- Deflation is helping bargain basement brands like Aldi & Walmart more than Kroger.
- However, negative comps growth in the restaurant sector may shift some traffic back to the likes of Kroger.
- Kroger stock is still trading too high above its 200-week moving average to enter now.
The Kroger Co. (NYSE:KR) stock is down an unbelievable 23%+ since the start of the year despite posting some strong numbers in the last few quarters. The company is predicted to post earnings per share of $0.45 which would again be an increase over the same quarter in 2015. Revenue is predicted to come in at $26.82 billion which again, if met, will be almost $1.3 billion higher than the same quarter of 12 months prior. Higher earnings and sales coupled with a falling share price has meant that Kroger's earnings multiple has dropped to what looks like a very attractive level of around 15.
Is the bottom in? Why has the market ignored this stock in 2016 despite its solid fundamentals? Some analysts feel it is the company's debt load which, compared to other stocks in this sector (Walmart for example), is definitely high.
Kroger in its latest fiscal quarter reported $9.7 billion of long-term debt on its balance sheet while equity stood at $6.4 billion. Walmart, on the other hand, reported long-term debt of $43.3 billion but a much higher equity value of $75.2 billion. Therefore the market, being forward-looking, must be worried about Kroger's growth prospects. Remember it is not so much that Kroger won't grow meaningfully, but more about how it will grow compared to its peers. Walmart has ploughed in billions into its supercenters, staff and e-commerce over the last 18 months but yet its balance sheet is still very strong. Kroger has gone the acquisition route but the market is still unconvinced.
Food Deflation Hurting Kroger's Comps Growth
Apart from the company's growth path, deflation is a retailers enemy in the sense that lower price realizations affect margins and comp sales growth levels. 2016 has been a tough year for Kroger with respect to sales comps growth and its most recent downgrade by BMO capital, at the start of this month, sent the stock tanking by a further 4%. If popular food categories are tumbling in price, customers can purchase more with the same amount of money, which affects Kroger's comps growth.

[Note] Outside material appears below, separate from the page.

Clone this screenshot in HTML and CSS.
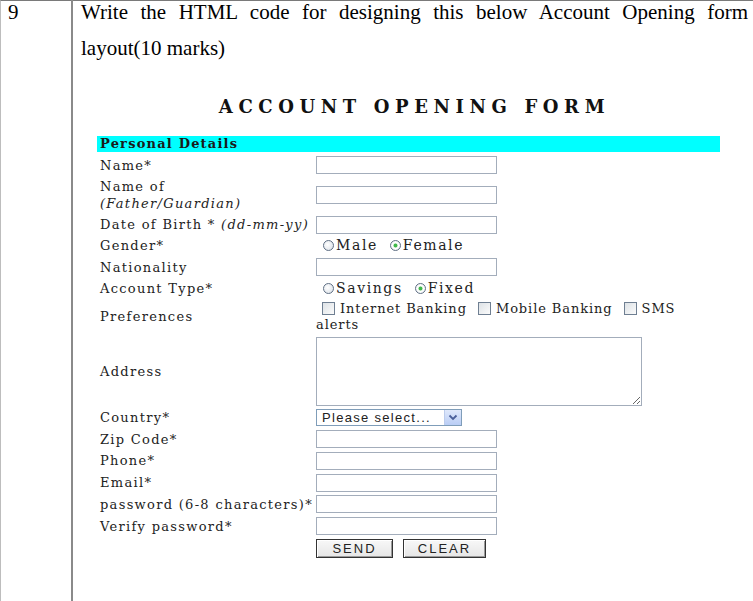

However, this is why Kroger is a play on more food inflation and a return to better quality products. Why? Well, the retailer won't be able to compete against the likes of Walmart on price if deflation continues. It is the "gap" in price between Kroger's higher quality products and competitors which will determine comps growth in the next few quarters. This is why food deflation needs to grind to a halt quickly in order to stop Kroger's share price from falling.
The Shift To Eating In Will Help Kroger
When looking at the quick service restaurants this earnings season, retailers are definitely not losing customers on the fresh food side to them, which is encouraging. In fact, McDonalds and Burger King saw substantial declines in comps growth in Q2 which could mean a shift is underway to cooking at home and/or ordering fresh food from retailing outfits. We have an inflation type effect at QSR's where menu prices continue to go up and a deflation type effect in retailing stores and customers are taking notice. Kroger stands to benefit here from people deciding to buy quality ingredients in stores and eat in instead of eating out. If this trend continues, Kroger's comps will be insulated to some degree as customers, at least weekly, should continue to buy quality produce.
Fundamentals Are Strong But The Stock Has Had A Huge Run-Up
On a fundamental level, there is a lot to like about Kroger. Rising revenues, operating margins and earnings over a 5 to 10 year period all point to a bright future for the retailer. However, when you look at a long-term chart on a weekly setting, the stock is still trading quite a bit above its 200 week moving average. Many feel the stock is currently cheap but it has rallied a whopping 186% since June 2012. The stock's current 200 weekly moving average is below $27. This would be my entry price for a stock like Kroger.
To sum up, Kroger stock is being punished by the market at present because of low deflation and slowing sales comps. However, this company has excellent fundamentals, excellent technology which includes personalization and high-end tracking of consumer baskets. More deflation may send the stock to under $30. I would be a buyer in the late twenties.